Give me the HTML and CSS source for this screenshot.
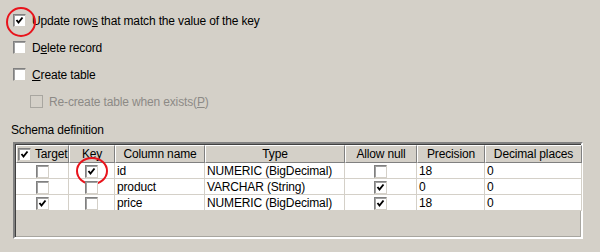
FILE: index.html
```html
<!DOCTYPE html>
<html>
<head>
<title>Table output settings</title>
<link rel="stylesheet" href="styles.css">
</head>
<body>
<div class="options">
  <div class="opt"><span class="box on mark"><svg viewBox="0 0 11 11"><polyline points="2.5,5 4.5,7.5 8.5,2.5"/></svg></span><span>Update row<u>s</u> that match the value of the key</span></div>
  <div class="opt"><span class="box"></span><span>D<u>e</u>lete record</span></div>
  <div class="opt"><span class="box"></span><span><u>C</u>reate table</span></div>
  <div class="opt sub off"><span class="box"></span><span>Re-create table when exists(<u>P</u>)</span></div>
</div>

<div class="section">Schema definition</div>

<div class="grid">
<table>
<colgroup>
  <col style="width: 53px">
  <col style="width: 46px">
  <col style="width: 90px">
  <col style="width: 140px">
  <col style="width: 72px">
  <col style="width: 68px">
  <col style="width: 97px">
</colgroup>
<tr>
  <th class="target"><span class="box on"><svg viewBox="0 0 11 11"><polyline points="2.5,5 4.5,7.5 8.5,2.5"/></svg></span>Target</th>
  <th>Key</th>
  <th>Column name</th>
  <th>Type</th>
  <th>Allow null</th>
  <th>Precision</th>
  <th>Decimal places</th>
</tr>
<tr>
  <td class="chk"><span class="box"></span></td>
  <td class="chk"><span class="box on mark wide"><svg viewBox="0 0 11 11"><polyline points="2.5,5 4.5,7.5 8.5,2.5"/></svg></span></td>
  <td>id</td>
  <td>NUMERIC (BigDecimal)</td>
  <td class="chk"><span class="box"></span></td>
  <td>18</td>
  <td>0</td>
</tr>
<tr>
  <td class="chk"><span class="box"></span></td>
  <td class="chk"><span class="box"></span></td>
  <td>product</td>
  <td>VARCHAR (String)</td>
  <td class="chk"><span class="box on"><svg viewBox="0 0 11 11"><polyline points="2.5,5 4.5,7.5 8.5,2.5"/></svg></span></td>
  <td>0</td>
  <td>0</td>
</tr>
<tr>
  <td class="chk"><span class="box on"><svg viewBox="0 0 11 11"><polyline points="2.5,5 4.5,7.5 8.5,2.5"/></svg></span></td>
  <td class="chk"><span class="box"></span></td>
  <td>price</td>
  <td>NUMERIC (BigDecimal)</td>
  <td class="chk"><span class="box on"><svg viewBox="0 0 11 11"><polyline points="2.5,5 4.5,7.5 8.5,2.5"/></svg></span></td>
  <td>18</td>
  <td>0</td>
</tr>
</table>
</div>
</body>
</html>
```

FILE: styles.css
```css
body { margin: 0; background: #d4d0c8; font-family: "Liberation Sans", Arial, sans-serif; font-size: 12px; letter-spacing: -0.15px; color: #000; }
u { text-decoration: underline; text-underline-offset: 1px; }

.options { padding: 7px 0 0 13px; }
.opt { display: flex; align-items: center; height: 27px; }
.opt .box { margin-right: 6px; }
.opt.sub { padding-left: 17px; }
.opt.off { color: #8c8a86; }
.opt.off .box { border-color: #a8a6a0; background: #d4d0c8; box-shadow: none; }

.box { position: relative; display: inline-flex; align-items: center; justify-content: center; box-sizing: border-box; width: 13px; height: 13px; background: #fff; border: 1px solid; border-color: #808080 #d4d0c8 #d4d0c8 #808080; box-shadow: inset 1px 1px 0 #a0a0a0; flex: none; }
.box svg { width: 11px; height: 11px; }
.box polyline { fill: none; stroke: #000; stroke-width: 1.9; }

.mark::after { content: ""; position: absolute; left: 50%; top: 50%; width: 26px; height: 26px; margin: -14px 0 0 -14px; border: 2px solid #e8141c; border-radius: 50%; }
.mark.wide::after { width: 28px; height: 24px; margin: -14px 0 0 -16px; }

.section { padding: 8px 0 0 11px; height: 19px; }

.grid { margin-left: 13px; width: 570px; height: 97px; box-sizing: border-box; border: 2px solid; border-color: #808080 #fff #fff #808080; box-shadow: inset 1px 1px 0 #404040, inset -1px -1px 0 #a8a6a0; padding: 1px 0 0 1px; }
table { border-collapse: separate; border-spacing: 0; table-layout: fixed; width: 566px; }
th { height: 18px; box-sizing: border-box; padding: 0 2px; font-weight: normal; text-align: center; background: #d4d0c8; border: 1px solid; border-color: #fff #808080 #808080 #fff; white-space: nowrap; overflow: hidden; }
th.target { text-align: left; padding-left: 1px; }
th.target .box { vertical-align: -2px; margin-right: 4px; }
td { height: 16px; box-sizing: border-box; padding: 0 2px; background: #fff; border-right: 1px solid #d4d0c8; border-bottom: 1px solid #d4d0c8; white-space: nowrap; overflow: hidden; }
td.chk { text-align: center; padding: 0; overflow: visible; }
td .box { vertical-align: middle; }
```
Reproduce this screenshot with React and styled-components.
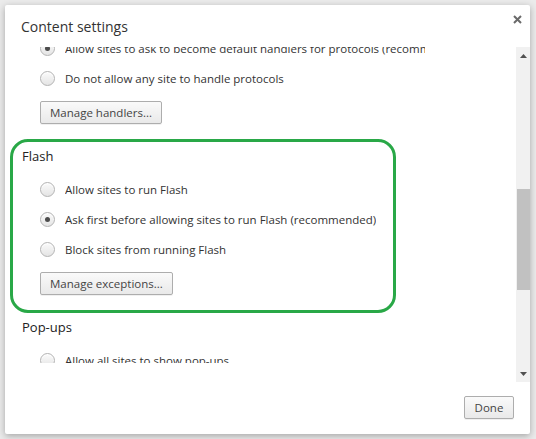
import React from 'react'
import styled, { createGlobalStyle } from 'styled-components'

const GlobalStyle = createGlobalStyle`
  html, body {
    margin: 0;
    padding: 0;
    background: #ebebeb;
  }
  body {
    font-family: "Open Sans", "Noto Sans", "Liberation Sans", sans-serif;
    font-size: 11.5px;
    color: #333;
  }
`

const Page = styled.div`
  width: 536px;
  height: 439px;
  padding: 5px 6px 5px 5px;
  box-sizing: border-box;
`

const Dialog = styled.div`
  width: 525px;
  height: 429px;
  background: #fff;
  border-radius: 2px;
  box-shadow: 0 2px 7px rgba(0, 0, 0, 0.3);
  display: flex;
  flex-direction: column;
  overflow: hidden;
`

const Header = styled.div`
  height: 42px;
  display: flex;
  justify-content: space-between;
  align-items: flex-start;
  padding-left: 16px;
  box-sizing: border-box;
  flex-shrink: 0;
`

const Title = styled.h1`
  margin: 0;
  padding-top: 12px;
  font-size: 14px;
  font-weight: normal;
  color: #333;
  line-height: 20px;
`

const Close = styled.button`
  border: 0;
  background: none;
  padding: 0;
  width: 24px;
  height: 24px;
  margin: 2px 1px 0 0;
  display: flex;
  align-items: center;
  justify-content: center;
  cursor: pointer;
`

const Body = styled.div`
  height: 335px;
  display: flex;
  flex-shrink: 0;
`

const Viewport = styled.div`
  flex: 1;
  height: 316px;
  overflow: hidden;
`

const Scroller = styled.div`
  margin-top: ${p => -p.$offset}px;
  padding-left: 17px;
`

const Section = styled.section`
  position: relative;
  margin-bottom: 22px;
`

const Heading = styled.h3`
  margin: 0 0 8px;
  font-size: 13px;
  font-weight: normal;
  line-height: 20px;
  color: #222;
`

const Options = styled.div`
  padding-left: 18px;
`

const Row = styled.label`
  height: 30px;
  display: flex;
  align-items: center;
  gap: 10px;
`

const Radio = styled.span`
  width: 13px;
  height: 13px;
  border-radius: 50%;
  border: 1px solid #b3b3b3;
  background: linear-gradient(#fbfbfb, #e4e4e4);
  box-shadow: inset 0 1px 1px #fff;
  display: flex;
  align-items: center;
  justify-content: center;
  flex-shrink: 0;

  &::after {
    content: '';
    width: 5px;
    height: 5px;
    border-radius: 50%;
    background: #4c4c4c;
    display: ${p => (p.$checked ? 'block' : 'none')};
  }
`

const Label = styled.span`
  white-space: nowrap;
  overflow: hidden;
  max-width: 360px;
`

const Button = styled.button`
  height: 23px;
  margin-top: 8px;
  padding: 0 9px;
  font-family: inherit;
  font-size: 11.5px;
  color: #444;
  border: 1px solid #adadad;
  border-radius: 2px;
  background: linear-gradient(#fafafa, #e9e9e9);
  box-shadow: 0 1px 0 rgba(0, 0, 0, 0.06);
`

const Highlight = styled.div`
  position: absolute;
  left: -12px;
  top: -7px;
  width: 386px;
  height: 174px;
  border: 3px solid #29a847;
  border-radius: 18px;
  box-sizing: border-box;
  pointer-events: none;
`

const Scrollbar = styled.div`
  width: 14px;
  background: #f1f1f1;
  display: flex;
  flex-direction: column;
  align-items: stretch;
`

const Arrow = styled.div`
  height: 17px;
  display: flex;
  align-items: center;
  justify-content: center;
`

const Track = styled.div`
  flex: 1;
  display: flex;
  flex-direction: column;
`

const Thumb = styled.div`
  background: #c1c1c1;
  margin-left: 1px;
`

const Footer = styled.div`
  flex: 1;
  display: flex;
  justify-content: flex-end;
  align-items: flex-start;
  padding: 14px 16px 0 0;
`

const DoneButton = styled(Button)`
  margin-top: 0;
  width: 50px;
  padding: 0;
`

// first section's heading is scrolled out of view, so it's left off
const sections = [
  {
    key: 'handlers',
    options: [
      'Allow sites to ask to become default handlers for protocols (recommended)',
      'Do not allow any site to handle protocols'
    ],
    checked: 0,
    action: 'Manage handlers...'
  },
  {
    key: 'flash',
    title: 'Flash',
    options: [
      'Allow sites to run Flash',
      'Ask first before allowing sites to run Flash (recommended)',
      'Block sites from running Flash'
    ],
    checked: 1,
    action: 'Manage exceptions...',
    highlight: true
  },
  {
    key: 'popups',
    title: 'Pop-ups',
    options: [
      'Allow all sites to show pop-ups',
      'Do not allow any site to show pop-ups (recommended)'
    ],
    checked: 1,
    action: 'Manage exceptions...'
  }
]

function Triangle ({ up }) {
  return (
    <svg width='7' height='4' viewBox='0 0 7 4'>
      <path d={up ? 'M0 4 L3.5 0 L7 4 Z' : 'M0 0 L3.5 4 L7 0 Z'} fill='#505050' />
    </svg>
  )
}

function App () {
  return (
    <Page>
      <GlobalStyle />
      <Dialog>
        <Header>
          <Title>Content settings</Title>
          <Close aria-label='Close'>
            <svg width='9' height='9' viewBox='0 0 9 9'>
              <path d='M1 1 L8 8 M8 1 L1 8' stroke='#6a6a6a' strokeWidth='2' />
            </svg>
          </Close>
        </Header>
        <Body>
          <Viewport>
            <Scroller $offset={14}>
              {sections.map(s => (
                <Section key={s.key}>
                  {s.highlight && <Highlight />}
                  {s.title && <Heading>{s.title}</Heading>}
                  <Options>
                    {s.options.map((o, i) => (
                      <Row key={o}>
                        <Radio $checked={i === s.checked} />
                        <Label>{o}</Label>
                      </Row>
                    ))}
                    <Button>{s.action}</Button>
                  </Options>
                </Section>
              ))}
            </Scroller>
          </Viewport>
          <Scrollbar>
            <Arrow><Triangle up /></Arrow>
            <Track>
              <div style={{ height: 125 }} />
              <Thumb style={{ height: 101 }} />
            </Track>
            <Arrow><Triangle /></Arrow>
          </Scrollbar>
        </Body>
        <Footer>
          <DoneButton>Done</DoneButton>
        </Footer>
      </Dialog>
    </Page>
  )
}

export default App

════════

Do this:
Copy each line of the listing in which the word "components" can be found.

Final answer:
Reproduce this screenshot with React and styled-components.
import styled, { createGlobalStyle } from 'styled-components'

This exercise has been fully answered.